The Frankish conquest of the Morea in the thirteenth century, when the Mani became part of the feudal fief of the Ville-hardouins, brought another swarm of refugees from Byzantine Sparta across the mountains; the falls of Constantinople and Mistra and Trebizond, yet more. Meanwhile, the pacific nature of the old Maniots had been changing—a process which began, perhaps, after the Byzantine victory over the Franks at Pelagonia[2] in 1261, when Emmanuel Palaeologus reclaimed the south-eastern Peloponnese for the Empire. The Frankish conquest had been a walkover; but, when the final disaster of Turkish invasion came, the Mani put up a stiff resistance: contact with the warlike Franks, their military training, and the late Byzantine triumphs in the empire’s twilight had turned these descendants of the Spartans, quiescent almost since Thermopylae, into implacable warriors.
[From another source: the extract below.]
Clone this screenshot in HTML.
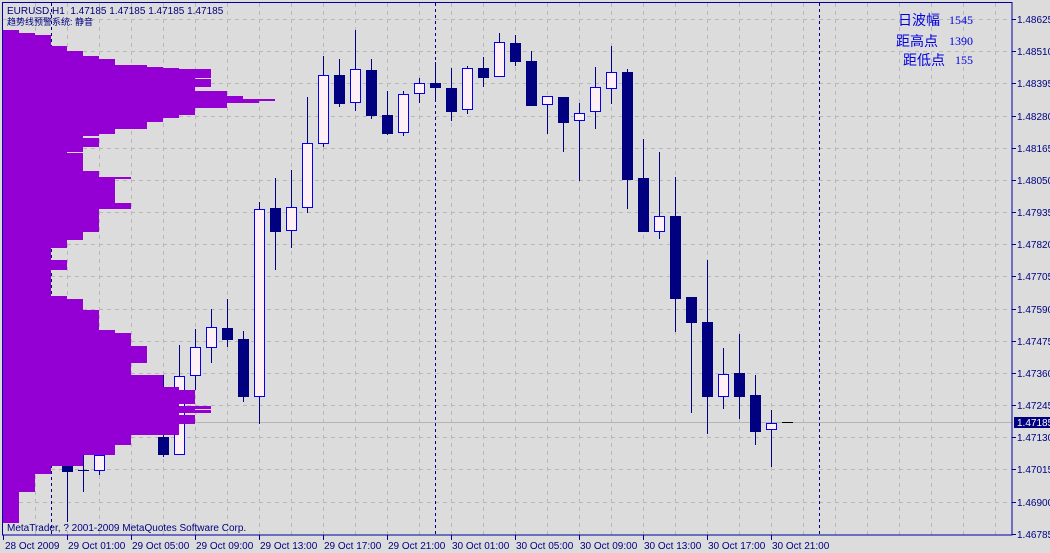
<!DOCTYPE html>
<html><head><meta charset="utf-8"><style>
html,body{margin:0;padding:0;background:#dcdcdc;}
svg{display:block;}
text{font-family:"Liberation Sans","Noto Sans CJK SC",sans-serif;}
text.num{font-family:"Liberation Serif",serif;}
</style></head><body>
<svg width="1050" height="553" viewBox="0 0 1050 553" xmlns="http://www.w3.org/2000/svg">
<rect x="0" y="0" width="1050" height="553" fill="#dcdcdc"/>
<g stroke="#b8b8b8" stroke-width="1" stroke-dasharray="4,4" fill="none">
<path d="M35.5 3V535M67.5 3V535M99.5 3V535M131.5 3V535M163.5 3V535M195.5 3V535M227.5 3V535M259.5 3V535M291.5 3V535M323.5 3V535M355.5 3V535M387.5 3V535M419.5 3V535M451.5 3V535M483.5 3V535M515.5 3V535M547.5 3V535M579.5 3V535M611.5 3V535M643.5 3V535M675.5 3V535M707.5 3V535M739.5 3V535M771.5 3V535M803.5 3V535M835.5 3V535M867.5 3V535M899.5 3V535M931.5 3V535M963.5 3V535M995.5 3V535"/>
<path d="M3 19.5H1012M3 51.5H1012M3 83.5H1012M3 116.5H1012M3 148.5H1012M3 180.5H1012M3 212.5H1012M3 244.5H1012M3 276.5H1012M3 309.5H1012M3 341.5H1012M3 373.5H1012M3 405.5H1012M3 437.5H1012M3 469.5H1012M3 502.5H1012"/>
</g>
<path d="M3 422.5H1012" stroke="#b4b4b4" stroke-width="1"/>
<g stroke="#000080" stroke-width="1" stroke-dasharray="3,3">
<path d="M51.5 3V535M435.5 3V535M819.5 3V535"/>
</g>
<g>
<g fill="#000080">
<rect x="67" y="440" width="1" height="82"/><rect x="62" y="466" width="11" height="6"/>
<rect x="83" y="453" width="1" height="39"/><rect x="78" y="470" width="11" height="1"/>
<rect x="99" y="440" width="1" height="35"/>
<rect x="163" y="375" width="1" height="82"/><rect x="158" y="437" width="11" height="18"/>
<rect x="179" y="345" width="1" height="110"/>
<rect x="195" y="329" width="1" height="61"/>
<rect x="211" y="309" width="1" height="54"/>
<rect x="227" y="299" width="1" height="48"/><rect x="222" y="328" width="11" height="12"/>
<rect x="243" y="331" width="1" height="71"/><rect x="238" y="339" width="11" height="58"/>
<rect x="259" y="202" width="1" height="222"/>
<rect x="275" y="178" width="1" height="92"/><rect x="270" y="208" width="11" height="24"/>
<rect x="291" y="170" width="1" height="78"/>
<rect x="307" y="97" width="1" height="116"/>
<rect x="323" y="56" width="1" height="91"/>
<rect x="339" y="59" width="1" height="48"/><rect x="334" y="75" width="11" height="29"/>
<rect x="355" y="30" width="1" height="81"/>
<rect x="371" y="59" width="1" height="60"/><rect x="366" y="70" width="11" height="46"/>
<rect x="387" y="91" width="1" height="44"/><rect x="382" y="115" width="11" height="19"/>
<rect x="403" y="91" width="1" height="45"/>
<rect x="419" y="78" width="1" height="25"/>
<rect x="435" y="62" width="1" height="39"/><rect x="430" y="83" width="11" height="5"/>
<rect x="451" y="68" width="1" height="53"/><rect x="446" y="88" width="11" height="24"/>
<rect x="467" y="66" width="1" height="48"/>
<rect x="483" y="57" width="1" height="30"/><rect x="478" y="68" width="11" height="10"/>
<rect x="499" y="33" width="1" height="44"/>
<rect x="515" y="35" width="1" height="31"/><rect x="510" y="43" width="11" height="19"/>
<rect x="531" y="51" width="1" height="55"/><rect x="526" y="61" width="11" height="45"/>
<rect x="547" y="96" width="1" height="38"/>
<rect x="563" y="97" width="1" height="55"/><rect x="558" y="97" width="11" height="26"/>
<rect x="579" y="103" width="1" height="78"/>
<rect x="595" y="67" width="1" height="62"/>
<rect x="611" y="46" width="1" height="58"/>
<rect x="627" y="69" width="1" height="140"/><rect x="622" y="72" width="11" height="108"/>
<rect x="643" y="139" width="1" height="93"/><rect x="638" y="178" width="11" height="54"/>
<rect x="659" y="152" width="1" height="87"/>
<rect x="675" y="177" width="1" height="155"/><rect x="670" y="216" width="11" height="83"/>
<rect x="691" y="297" width="1" height="116"/><rect x="686" y="297" width="11" height="26"/>
<rect x="707" y="260" width="1" height="174"/><rect x="702" y="322" width="11" height="75"/>
<rect x="723" y="348" width="1" height="61"/>
<rect x="739" y="334" width="1" height="85"/><rect x="734" y="373" width="11" height="24"/>
<rect x="755" y="375" width="1" height="70"/><rect x="750" y="395" width="11" height="37"/>
<rect x="771" y="410" width="1" height="57"/>
</g>
<g fill="#fff0f5" stroke="#0000ee" stroke-width="1">
<rect x="94.5" y="455.5" width="10" height="15"/>
<rect x="174.5" y="376.5" width="10" height="78"/>
<rect x="190.5" y="347.5" width="10" height="28"/>
<rect x="206.5" y="327.5" width="10" height="20"/>
<rect x="254.5" y="209.5" width="10" height="187"/>
<rect x="286.5" y="207.5" width="10" height="23"/>
<rect x="302.5" y="143.5" width="10" height="64"/>
<rect x="318.5" y="75.5" width="10" height="68"/>
<rect x="350.5" y="69.5" width="10" height="33"/>
<rect x="398.5" y="94.5" width="10" height="38"/>
<rect x="414.5" y="83.5" width="10" height="10"/>
<rect x="462.5" y="68.5" width="10" height="41"/>
<rect x="494.5" y="42.5" width="10" height="34"/>
<rect x="542.5" y="96.5" width="10" height="8"/>
<rect x="574.5" y="113.5" width="10" height="7"/>
<rect x="590.5" y="87.5" width="10" height="24"/>
<rect x="606.5" y="72.5" width="10" height="16"/>
<rect x="654.5" y="216.5" width="10" height="15"/>
<rect x="718.5" y="374.5" width="10" height="22"/>
<rect x="766.5" y="423.5" width="10" height="6"/>
</g>
<rect x="782" y="422" width="11" height="1" fill="#000"/>
</g>
<g fill="#9400d3">
<rect x="3" y="30" width="16" height="3"/>
<rect x="3" y="33" width="32" height="2"/>
<rect x="3" y="35" width="48" height="11"/>
<rect x="3" y="46" width="64" height="5"/>
<rect x="3" y="51" width="80" height="5"/>
<rect x="3" y="56" width="96" height="3"/>
<rect x="3" y="59" width="112" height="6"/>
<rect x="3" y="65" width="144" height="2"/>
<rect x="3" y="67" width="160" height="1"/>
<rect x="3" y="68" width="176" height="1"/>
<rect x="3" y="69" width="208" height="9"/>
<rect x="3" y="78" width="192" height="1"/>
<rect x="3" y="79" width="208" height="8"/>
<rect x="3" y="87" width="192" height="4"/>
<rect x="3" y="91" width="224" height="5"/>
<rect x="3" y="96" width="240" height="3"/>
<rect x="3" y="99" width="256" height="4"/>
<rect x="3" y="99" width="272" height="2"/>
<rect x="3" y="103" width="224" height="5"/>
<rect x="3" y="108" width="192" height="7"/>
<rect x="3" y="115" width="176" height="3"/>
<rect x="3" y="118" width="160" height="4"/>
<rect x="3" y="122" width="144" height="7"/>
<rect x="3" y="129" width="112" height="5"/>
<rect x="3" y="134" width="96" height="2"/>
<rect x="3" y="136" width="80" height="2"/>
<rect x="3" y="138" width="96" height="9"/>
<rect x="3" y="147" width="80" height="5"/>
<rect x="3" y="152" width="64" height="1"/>
<rect x="3" y="153" width="80" height="18"/>
<rect x="3" y="171" width="96" height="6"/>
<rect x="3" y="177" width="128" height="2"/>
<rect x="3" y="179" width="112" height="24"/>
<rect x="3" y="203" width="128" height="6"/>
<rect x="3" y="209" width="96" height="23"/>
<rect x="3" y="232" width="80" height="8"/>
<rect x="3" y="240" width="64" height="8"/>
<rect x="3" y="248" width="48" height="12"/>
<rect x="3" y="260" width="64" height="10"/>
<rect x="3" y="270" width="48" height="26"/>
<rect x="3" y="296" width="64" height="3"/>
<rect x="3" y="299" width="80" height="11"/>
<rect x="3" y="310" width="96" height="20"/>
<rect x="3" y="330" width="112" height="3"/>
<rect x="3" y="333" width="128" height="13"/>
<rect x="3" y="346" width="144" height="17"/>
<rect x="3" y="363" width="128" height="12"/>
<rect x="3" y="375" width="160" height="12"/>
<rect x="3" y="387" width="176" height="3"/>
<rect x="3" y="390" width="192" height="14"/>
<rect x="3" y="404" width="176" height="2"/>
<rect x="3" y="406" width="208" height="3"/>
<rect x="3" y="409" width="192" height="1"/>
<rect x="3" y="410" width="208" height="3"/>
<rect x="3" y="413" width="176" height="2"/>
<rect x="3" y="415" width="192" height="9"/>
<rect x="3" y="424" width="176" height="11"/>
<rect x="3" y="435" width="128" height="10"/>
<rect x="3" y="445" width="112" height="10"/>
<rect x="3" y="455" width="80" height="11"/>
<rect x="3" y="466" width="48" height="8"/>
<rect x="3" y="474" width="32" height="18"/>
<rect x="3" y="492" width="16" height="31"/>
</g>
<rect x="2.5" y="2.5" width="1009.5" height="532.5" fill="none" stroke="#0000a0" stroke-width="1"/>
<g stroke="#0000a0"><path d="M1012 19.5h4M1012 51.5h4M1012 83.5h4M1012 116.5h4M1012 148.5h4M1012 180.5h4M1012 212.5h4M1012 244.5h4M1012 276.5h4M1012 309.5h4M1012 341.5h4M1012 373.5h4M1012 405.5h4M1012 437.5h4M1012 469.5h4M1012 502.5h4M1012 534.5h4"/>
<path d="M3.5 535v5M67.5 535v5M131.5 535v5M195.5 535v5M259.5 535v5M323.5 535v5M387.5 535v5M451.5 535v5M515.5 535v5M579.5 535v5M643.5 535v5M707.5 535v5M771.5 535v5"/></g>
<g font-size="10" fill="#000080">
<text x="1017" y="23">1.48625</text>
<text x="1017" y="55">1.48510</text>
<text x="1017" y="87">1.48395</text>
<text x="1017" y="120">1.48280</text>
<text x="1017" y="152">1.48165</text>
<text x="1017" y="184">1.48050</text>
<text x="1017" y="216">1.47935</text>
<text x="1017" y="248">1.47820</text>
<text x="1017" y="280">1.47705</text>
<text x="1017" y="313">1.47590</text>
<text x="1017" y="345">1.47475</text>
<text x="1017" y="377">1.47360</text>
<text x="1017" y="409">1.47245</text>
<text x="1017" y="441">1.47130</text>
<text x="1017" y="473">1.47015</text>
<text x="1017" y="506">1.46900</text>
<text x="1017" y="538">1.46785</text>
</g>
<rect x="1014" y="417" width="36" height="11" fill="#000080"/>
<text x="1017" y="426" font-size="10" fill="#fff">1.47185</text>
<g font-size="10" fill="#000080">
<text x="5" y="549">28 Oct 2009</text>
<text x="68" y="549">29 Oct 01:00</text>
<text x="132" y="549">29 Oct 05:00</text>
<text x="196" y="549">29 Oct 09:00</text>
<text x="260" y="549">29 Oct 13:00</text>
<text x="324" y="549">29 Oct 17:00</text>
<text x="388" y="549">29 Oct 21:00</text>
<text x="452" y="549">30 Oct 01:00</text>
<text x="516" y="549">30 Oct 05:00</text>
<text x="580" y="549">30 Oct 09:00</text>
<text x="644" y="549">30 Oct 13:00</text>
<text x="708" y="549">30 Oct 17:00</text>
<text x="772" y="549">30 Oct 21:00</text>
</g>
<text x="7" y="14" font-size="10" fill="#000080" xml:space="preserve">EURUSD,H1  1.47185 1.47185 1.47185 1.47185</text>
<text x="7" y="25" font-size="9" fill="#000080">趋势线预警系统: 静音</text>
<text x="7" y="531" font-size="10" fill="#000080">MetaTrader, ? 2001-2009 MetaQuotes Software Corp.</text>
<g fill="#0000e0">
<text x="898" y="25" font-size="14">日波幅</text>
<text class="num" x="949" y="24" font-size="12">1545</text>
<text x="896" y="46" font-size="14">距高点</text>
<text class="num" x="949" y="45" font-size="12">1390</text>
<text x="903" y="65" font-size="14">距低点</text>
<text class="num" x="955" y="64" font-size="12">155</text>
</g>
</svg>
</body></html>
Their exploits against the Turks became fabulous and their feats of arms under their Epirote leader, Korkodeilos Kladas—the first of many guerrilla heroes—are some of the most brilliant in Peloponnesian history. In fact, so formidable were the swords and guns and the rocks of the Mani that, apart from punitive inroads in strength and the construction of one or two massive fortresses in which garrisons were cooped for uncertain and dangerous sojourns, the Mani remained miraculously free. More contingents arrived in flight from other parts of the occupied Greek world; a few from Asia Minor, and, after the Turkish capture of Crete from the Venetians at the end of the long siege of Candia[3] in 1669, a heavy shower of Cretans, who founded villages with Cretan names and scattered the already complex Maniot dialect with Cretan words and constructions; so that, to the Maniot -eas and -akos surnames were now added many that ended with the Cretan -akis.[4] This steady influx of strangers and the struggle, among the rocks and cactuses, for lebensraum, launched the Maniots, old and new, on innumerable vendettas between rival villages and families and clans. A kind of tribal system grew up not unlike that of the Scottish Highlands before the ’45.